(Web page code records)
--

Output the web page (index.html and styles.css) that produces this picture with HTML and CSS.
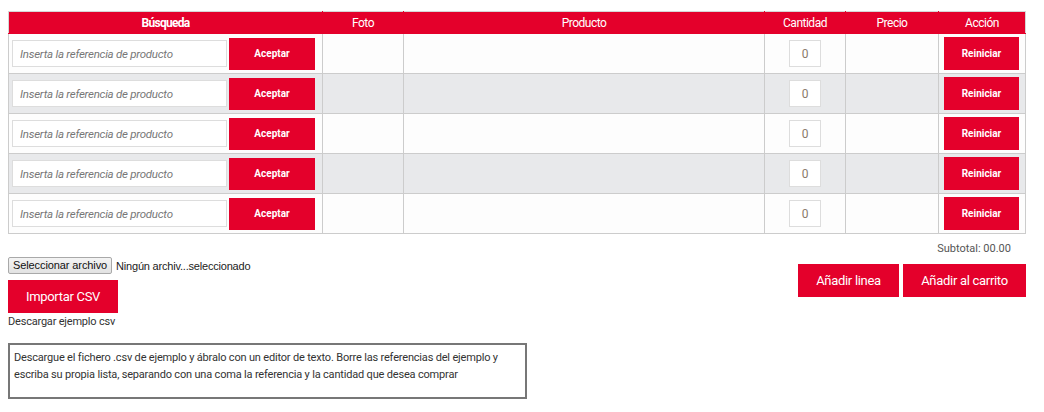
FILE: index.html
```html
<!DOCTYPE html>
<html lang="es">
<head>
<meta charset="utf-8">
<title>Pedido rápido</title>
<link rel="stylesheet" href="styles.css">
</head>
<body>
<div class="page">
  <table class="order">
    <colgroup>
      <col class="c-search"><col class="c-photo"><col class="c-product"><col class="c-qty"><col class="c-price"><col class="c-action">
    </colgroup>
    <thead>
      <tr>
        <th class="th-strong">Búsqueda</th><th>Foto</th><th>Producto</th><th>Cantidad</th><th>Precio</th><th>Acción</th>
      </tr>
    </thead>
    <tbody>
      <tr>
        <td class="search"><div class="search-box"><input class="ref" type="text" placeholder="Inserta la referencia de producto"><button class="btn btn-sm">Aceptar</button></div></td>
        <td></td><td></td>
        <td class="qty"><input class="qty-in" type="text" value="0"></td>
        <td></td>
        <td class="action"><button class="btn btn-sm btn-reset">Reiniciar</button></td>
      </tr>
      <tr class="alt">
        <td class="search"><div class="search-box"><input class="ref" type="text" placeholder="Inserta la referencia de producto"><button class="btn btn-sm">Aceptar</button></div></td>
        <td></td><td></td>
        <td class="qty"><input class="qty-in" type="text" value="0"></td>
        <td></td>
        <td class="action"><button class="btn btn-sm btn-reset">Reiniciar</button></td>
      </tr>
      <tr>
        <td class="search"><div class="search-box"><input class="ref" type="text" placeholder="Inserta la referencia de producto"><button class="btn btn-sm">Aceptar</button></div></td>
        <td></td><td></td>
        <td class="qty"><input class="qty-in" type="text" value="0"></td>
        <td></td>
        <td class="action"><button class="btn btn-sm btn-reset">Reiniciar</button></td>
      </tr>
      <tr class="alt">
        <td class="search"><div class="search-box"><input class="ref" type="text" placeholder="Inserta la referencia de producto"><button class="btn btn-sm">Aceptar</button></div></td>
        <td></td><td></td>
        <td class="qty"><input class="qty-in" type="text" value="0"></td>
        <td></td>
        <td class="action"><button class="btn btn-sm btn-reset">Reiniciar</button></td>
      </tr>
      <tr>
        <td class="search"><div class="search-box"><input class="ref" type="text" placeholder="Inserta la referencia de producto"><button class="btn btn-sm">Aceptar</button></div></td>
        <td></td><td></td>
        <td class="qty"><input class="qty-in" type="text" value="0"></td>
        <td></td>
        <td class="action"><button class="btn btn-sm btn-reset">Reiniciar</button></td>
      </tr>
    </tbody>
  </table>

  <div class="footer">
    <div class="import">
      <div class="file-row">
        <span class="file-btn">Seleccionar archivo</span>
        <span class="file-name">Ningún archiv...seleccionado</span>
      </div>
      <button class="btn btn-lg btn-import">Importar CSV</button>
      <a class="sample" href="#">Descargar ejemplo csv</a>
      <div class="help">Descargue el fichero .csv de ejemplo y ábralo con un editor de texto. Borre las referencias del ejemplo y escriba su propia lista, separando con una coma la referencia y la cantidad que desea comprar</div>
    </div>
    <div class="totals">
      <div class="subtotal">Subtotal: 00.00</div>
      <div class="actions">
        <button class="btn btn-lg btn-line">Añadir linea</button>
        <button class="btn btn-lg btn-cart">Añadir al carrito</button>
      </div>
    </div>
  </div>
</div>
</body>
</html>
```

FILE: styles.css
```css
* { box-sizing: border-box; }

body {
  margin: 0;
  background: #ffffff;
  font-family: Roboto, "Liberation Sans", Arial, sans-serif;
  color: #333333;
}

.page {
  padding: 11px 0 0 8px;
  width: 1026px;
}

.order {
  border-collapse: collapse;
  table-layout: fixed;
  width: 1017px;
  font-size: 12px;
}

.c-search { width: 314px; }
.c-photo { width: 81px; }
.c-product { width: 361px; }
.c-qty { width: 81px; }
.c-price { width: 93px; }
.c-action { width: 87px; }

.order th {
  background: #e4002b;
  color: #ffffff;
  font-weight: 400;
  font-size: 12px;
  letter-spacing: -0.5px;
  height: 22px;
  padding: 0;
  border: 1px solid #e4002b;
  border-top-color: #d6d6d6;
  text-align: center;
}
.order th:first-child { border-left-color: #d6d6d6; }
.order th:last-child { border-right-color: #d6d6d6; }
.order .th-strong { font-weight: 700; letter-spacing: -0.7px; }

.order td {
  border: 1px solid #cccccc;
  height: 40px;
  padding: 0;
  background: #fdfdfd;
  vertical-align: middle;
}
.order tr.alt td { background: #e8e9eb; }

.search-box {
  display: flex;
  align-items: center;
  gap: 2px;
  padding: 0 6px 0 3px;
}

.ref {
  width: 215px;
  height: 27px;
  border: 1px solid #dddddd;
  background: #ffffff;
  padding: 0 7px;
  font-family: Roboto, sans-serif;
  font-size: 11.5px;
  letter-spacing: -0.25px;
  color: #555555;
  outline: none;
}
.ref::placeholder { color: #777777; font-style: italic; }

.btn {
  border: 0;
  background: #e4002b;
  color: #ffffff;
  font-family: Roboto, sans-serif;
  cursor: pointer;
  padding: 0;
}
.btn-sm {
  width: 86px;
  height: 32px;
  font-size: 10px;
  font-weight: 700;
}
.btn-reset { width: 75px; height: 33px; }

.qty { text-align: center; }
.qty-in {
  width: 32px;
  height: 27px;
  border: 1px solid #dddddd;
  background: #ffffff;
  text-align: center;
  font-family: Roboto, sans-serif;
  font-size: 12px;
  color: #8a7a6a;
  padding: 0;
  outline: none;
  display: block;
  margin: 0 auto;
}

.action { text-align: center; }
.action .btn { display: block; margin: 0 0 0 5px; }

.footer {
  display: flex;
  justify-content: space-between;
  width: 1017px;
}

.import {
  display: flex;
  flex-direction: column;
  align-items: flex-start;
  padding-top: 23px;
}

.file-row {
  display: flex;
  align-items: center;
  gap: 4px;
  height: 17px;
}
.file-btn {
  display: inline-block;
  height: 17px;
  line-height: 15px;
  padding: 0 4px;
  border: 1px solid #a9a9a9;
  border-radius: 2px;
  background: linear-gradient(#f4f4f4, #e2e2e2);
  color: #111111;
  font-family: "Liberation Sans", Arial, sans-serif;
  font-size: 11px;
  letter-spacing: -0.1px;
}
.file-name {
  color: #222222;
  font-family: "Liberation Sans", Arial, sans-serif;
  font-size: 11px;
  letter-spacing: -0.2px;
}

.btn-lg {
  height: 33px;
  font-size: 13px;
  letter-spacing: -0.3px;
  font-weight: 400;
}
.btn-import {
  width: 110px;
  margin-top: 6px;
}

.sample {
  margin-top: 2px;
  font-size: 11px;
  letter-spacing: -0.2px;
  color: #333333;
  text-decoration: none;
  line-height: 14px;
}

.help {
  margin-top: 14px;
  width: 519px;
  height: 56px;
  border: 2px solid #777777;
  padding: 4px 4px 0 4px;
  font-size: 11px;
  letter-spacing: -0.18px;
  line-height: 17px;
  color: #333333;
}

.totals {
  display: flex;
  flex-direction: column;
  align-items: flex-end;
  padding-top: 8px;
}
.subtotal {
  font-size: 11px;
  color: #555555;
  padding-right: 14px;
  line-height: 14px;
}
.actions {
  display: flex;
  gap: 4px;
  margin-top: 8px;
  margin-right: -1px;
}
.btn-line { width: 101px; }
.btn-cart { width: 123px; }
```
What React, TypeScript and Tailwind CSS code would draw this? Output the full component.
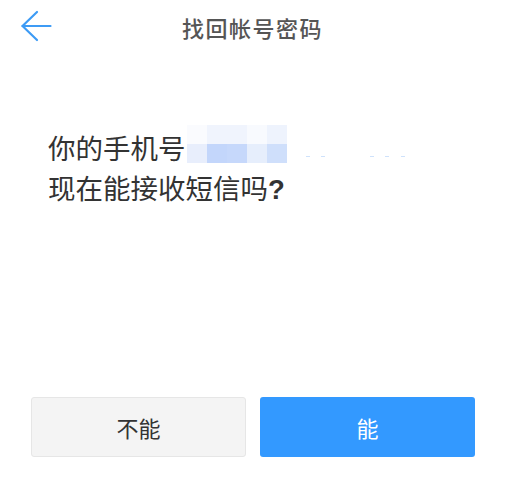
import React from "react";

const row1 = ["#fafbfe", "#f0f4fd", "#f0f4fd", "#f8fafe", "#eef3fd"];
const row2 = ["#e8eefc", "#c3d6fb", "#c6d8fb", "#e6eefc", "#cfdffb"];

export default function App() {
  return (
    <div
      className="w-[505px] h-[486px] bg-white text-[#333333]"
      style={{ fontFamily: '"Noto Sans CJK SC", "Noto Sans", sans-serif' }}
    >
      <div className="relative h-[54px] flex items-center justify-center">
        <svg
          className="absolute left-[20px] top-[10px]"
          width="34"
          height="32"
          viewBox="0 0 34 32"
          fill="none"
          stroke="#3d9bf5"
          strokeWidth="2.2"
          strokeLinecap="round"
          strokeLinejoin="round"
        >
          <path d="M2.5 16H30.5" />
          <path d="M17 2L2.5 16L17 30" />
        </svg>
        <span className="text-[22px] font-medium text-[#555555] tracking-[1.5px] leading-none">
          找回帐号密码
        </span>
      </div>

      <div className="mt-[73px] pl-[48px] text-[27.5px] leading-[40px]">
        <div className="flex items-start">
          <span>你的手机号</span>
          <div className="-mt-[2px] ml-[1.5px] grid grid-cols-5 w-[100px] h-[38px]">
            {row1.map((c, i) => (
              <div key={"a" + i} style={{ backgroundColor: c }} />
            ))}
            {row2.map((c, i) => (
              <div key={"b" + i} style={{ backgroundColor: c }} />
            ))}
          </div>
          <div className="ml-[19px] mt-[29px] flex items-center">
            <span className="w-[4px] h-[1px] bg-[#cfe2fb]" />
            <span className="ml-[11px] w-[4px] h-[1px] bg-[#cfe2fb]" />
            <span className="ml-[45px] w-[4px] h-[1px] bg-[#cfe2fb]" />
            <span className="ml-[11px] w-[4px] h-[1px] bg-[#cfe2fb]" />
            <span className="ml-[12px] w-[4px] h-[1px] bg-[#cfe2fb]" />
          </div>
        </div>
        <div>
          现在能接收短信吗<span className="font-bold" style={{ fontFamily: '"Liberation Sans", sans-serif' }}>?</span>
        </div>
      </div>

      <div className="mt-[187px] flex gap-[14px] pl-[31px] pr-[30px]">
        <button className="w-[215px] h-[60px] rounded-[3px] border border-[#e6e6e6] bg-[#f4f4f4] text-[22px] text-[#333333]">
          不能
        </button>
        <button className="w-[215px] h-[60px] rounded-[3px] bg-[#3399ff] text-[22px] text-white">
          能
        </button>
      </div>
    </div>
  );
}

--

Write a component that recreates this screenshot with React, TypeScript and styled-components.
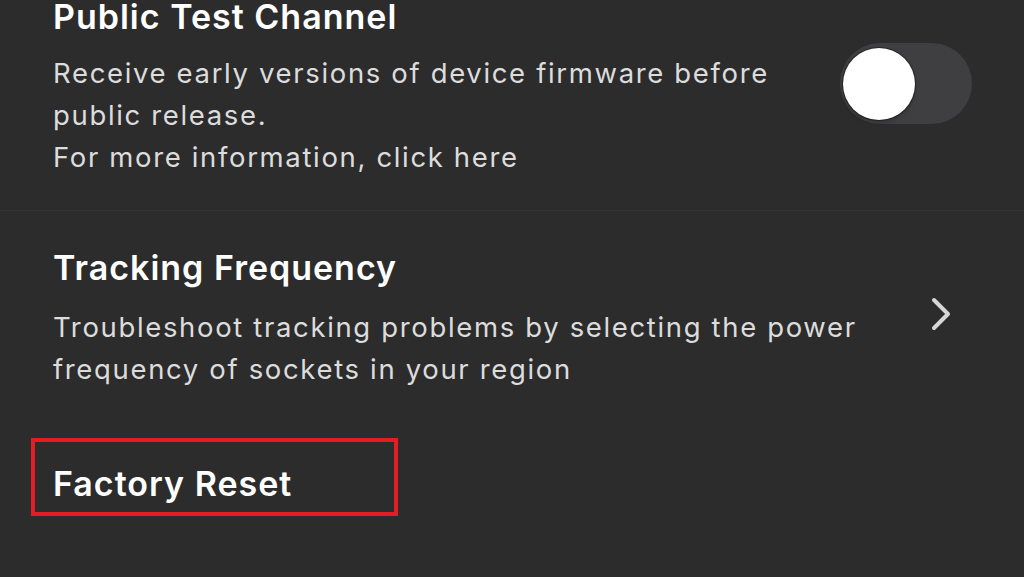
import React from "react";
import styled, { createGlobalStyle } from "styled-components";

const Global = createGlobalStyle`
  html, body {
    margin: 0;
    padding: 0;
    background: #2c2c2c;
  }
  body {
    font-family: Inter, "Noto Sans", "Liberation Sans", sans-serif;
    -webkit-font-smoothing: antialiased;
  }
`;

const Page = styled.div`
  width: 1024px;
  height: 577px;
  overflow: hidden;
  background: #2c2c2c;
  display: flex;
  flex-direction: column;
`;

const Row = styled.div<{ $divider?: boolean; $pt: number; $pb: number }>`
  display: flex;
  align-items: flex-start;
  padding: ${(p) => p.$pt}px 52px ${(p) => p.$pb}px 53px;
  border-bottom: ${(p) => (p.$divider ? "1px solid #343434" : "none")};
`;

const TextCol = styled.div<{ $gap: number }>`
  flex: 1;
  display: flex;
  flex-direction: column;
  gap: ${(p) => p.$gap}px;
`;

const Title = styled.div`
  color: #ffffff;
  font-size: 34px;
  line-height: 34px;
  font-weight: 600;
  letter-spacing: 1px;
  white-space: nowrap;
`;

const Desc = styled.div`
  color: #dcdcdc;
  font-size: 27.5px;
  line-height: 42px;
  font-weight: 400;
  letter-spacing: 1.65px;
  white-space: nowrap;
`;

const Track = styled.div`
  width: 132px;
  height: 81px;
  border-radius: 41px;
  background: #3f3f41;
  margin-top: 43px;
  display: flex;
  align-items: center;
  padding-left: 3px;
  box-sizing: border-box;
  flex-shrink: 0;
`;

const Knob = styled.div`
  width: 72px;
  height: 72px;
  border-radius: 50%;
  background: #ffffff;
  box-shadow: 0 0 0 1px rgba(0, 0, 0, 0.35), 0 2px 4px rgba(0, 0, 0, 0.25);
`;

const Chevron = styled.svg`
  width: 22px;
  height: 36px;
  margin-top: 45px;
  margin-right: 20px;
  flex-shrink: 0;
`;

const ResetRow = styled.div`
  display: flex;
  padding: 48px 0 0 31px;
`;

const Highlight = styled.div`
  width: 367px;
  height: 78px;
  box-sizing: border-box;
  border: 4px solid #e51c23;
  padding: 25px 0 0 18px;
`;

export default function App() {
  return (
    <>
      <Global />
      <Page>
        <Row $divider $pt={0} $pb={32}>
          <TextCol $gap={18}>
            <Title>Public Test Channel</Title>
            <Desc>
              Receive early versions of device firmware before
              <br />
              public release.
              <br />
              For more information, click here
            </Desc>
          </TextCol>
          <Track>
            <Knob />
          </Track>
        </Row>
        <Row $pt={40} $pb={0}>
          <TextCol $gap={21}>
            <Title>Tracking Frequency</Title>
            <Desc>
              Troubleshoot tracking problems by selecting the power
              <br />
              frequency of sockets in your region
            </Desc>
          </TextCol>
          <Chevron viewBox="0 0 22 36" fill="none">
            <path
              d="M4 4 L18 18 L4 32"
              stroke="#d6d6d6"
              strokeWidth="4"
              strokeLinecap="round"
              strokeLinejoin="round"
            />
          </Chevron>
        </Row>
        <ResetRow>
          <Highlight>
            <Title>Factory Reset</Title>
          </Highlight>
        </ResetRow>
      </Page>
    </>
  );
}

--

→ Given instruction
Determine the number of lines in the listing that hold the word "TypeScript", and supply that number and nothing further.

→ Output for this task
2